- Born: 25 December 1801 Bourg-en-Bresse, Ain, France
- Died: 1900 Ceyzériat, Aiin, France
- Occupation: Administrator
- Known for: Minister of Public Works

= Hippolyte Paul Jayr =

French politician

Hippolyte Paul Jayr (25 December 1801 - 1900) was a French administrator and politician. He was Minister of Public Works in the last year of the July Monarchy.

==Life==

Hippolyte Paul Jayr was born in Bourg-en-Bresse, Ain, on 25 December 1801.
He was descended from Hiérosme Jayr of Bourg, the king's counsellor and secretary in the royal court of Bourg until that court was suppressed in 1662, and later a member of the Parliament of Metz.
His parents were Benoit-Marie Jayr, an advocate, and Lucie-Marie-Françoise Dévote Roussel.
he married Rose-Mathilde Chatard.

Hippolyte Paul Jayr studied law in Paris, then entered the administration in 1830. He was councillor, then secretary-general of the prefecture of Ain (August 1830).
He became prefect of Ain on 25 May 1834.
He then became in turn prefect of the departments of Loire (23 Juny 1837), Moselle (20 October 1838) and Rhone (23 May 1839).
He was a strong supporter of the monarchy.

On 9 July 1845 Jahr was promoted to the Chamber of Peers.

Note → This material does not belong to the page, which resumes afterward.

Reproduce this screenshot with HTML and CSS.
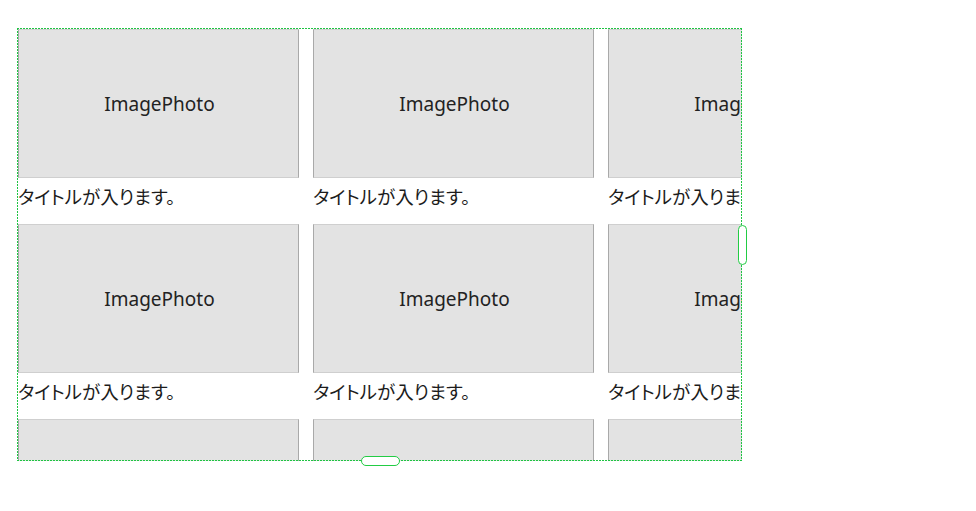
FILE: index.html
```html
<!DOCTYPE html>
<html lang="ja">
<head>
<meta charset="utf-8">
<title>Grid</title>
<link rel="stylesheet" href="styles.css">
</head>
<body>
<div class="frame">
  <div class="viewport">
    <div class="grid">
      <div class="card"><div class="photo">ImagePhoto</div><div class="title">タイトルが入ります。</div></div>
      <div class="card"><div class="photo">ImagePhoto</div><div class="title">タイトルが入ります。</div></div>
      <div class="card"><div class="photo">ImagePhoto</div><div class="title">タイトルが入ります。</div></div>
      <div class="card"><div class="photo">ImagePhoto</div><div class="title">タイトルが入ります。</div></div>
      <div class="card"><div class="photo">ImagePhoto</div><div class="title">タイトルが入ります。</div></div>
      <div class="card"><div class="photo">ImagePhoto</div><div class="title">タイトルが入ります。</div></div>
      <div class="card"><div class="photo">ImagePhoto</div><div class="title">タイトルが入ります。</div></div>
      <div class="card"><div class="photo">ImagePhoto</div><div class="title">タイトルが入ります。</div></div>
      <div class="card"><div class="photo">ImagePhoto</div><div class="title">タイトルが入ります。</div></div>
    </div>
  </div>
  <div class="outline"></div>
  <div class="handle handle-right"></div>
  <div class="handle handle-bottom"></div>
</div>
</body>
</html>
```
FILE: styles.css
```css
html, body {
  margin: 0;
  padding: 0;
  background: #ffffff;
}
body {
  font-family: "Noto Sans", "Noto Sans CJK JP", sans-serif;
  color: #1c1c1c;
  min-height: 511px;
}
.frame {
  position: relative;
  margin: 29px 0 0 18px;
  width: 724px;
  height: 432px;
}
.viewport {
  width: 100%;
  height: 100%;
  overflow: hidden;
}
.grid {
  display: grid;
  grid-template-columns: repeat(3, 281px);
  column-gap: 14px;
  row-gap: 15px;
}
.card {
  display: flex;
  flex-direction: column;
}
.photo {
  box-sizing: border-box;
  height: 149px;
  background: #e3e3e3;
  border-left: 1px solid #a9a9a9;
  border-right: 1px solid #a9a9a9;
  border-top: 1px solid #cfcfcf;
  border-bottom: 1px solid #cfcfcf;
  display: flex;
  align-items: center;
  justify-content: center;
  font-family: "Noto Sans", sans-serif;
  font-size: 19px;
  color: #222222;
  padding-left: 2px;
}
.title {
  padding-top: 5px;
  font-family: "Noto Sans CJK JP", sans-serif;
  font-size: 18.5px;
  line-height: 26px;
  font-feature-settings: "palt";
  color: #1c1c1c;
  white-space: nowrap;
}
.outline {
  position: absolute;
  z-index: 1;
  left: -1px;
  top: -1px;
  right: 0;
  bottom: 0;
  pointer-events: none;
  background:
    repeating-linear-gradient(90deg, #1fc443 0 2px, transparent 2px 3px) left top / 100% 1px no-repeat,
    repeating-linear-gradient(90deg, #1fc443 0 2px, transparent 2px 3px) left bottom / 100% 1px no-repeat,
    repeating-linear-gradient(180deg, #1fc443 0 2px, transparent 2px 3px) left top / 1px 100% no-repeat,
    repeating-linear-gradient(180deg, #1fc443 0 2px, transparent 2px 3px) right top / 1px 100% no-repeat;
}
.handle {
  position: absolute;
  z-index: 2;
  box-sizing: border-box;
  background: #ffffff;
  border: 1.5px solid #22cc44;
  border-radius: 5px;
}
.handle-right {
  left: 720px;
  top: 196px;
  width: 9px;
  height: 40px;
}
.handle-bottom {
  left: 343px;
  top: 427px;
  width: 39px;
  height: 10px;
}
```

That year he was made a knight of the Legion of Honor.
He was prefect of Lyon until being named to the cabinet on 9 May 1847 as Minister of Public Works.
He presented various railway projects to the chamber of deputies. He also reported on mines, bridges and roads.
With the February Revolution of 1848 he returned to private life.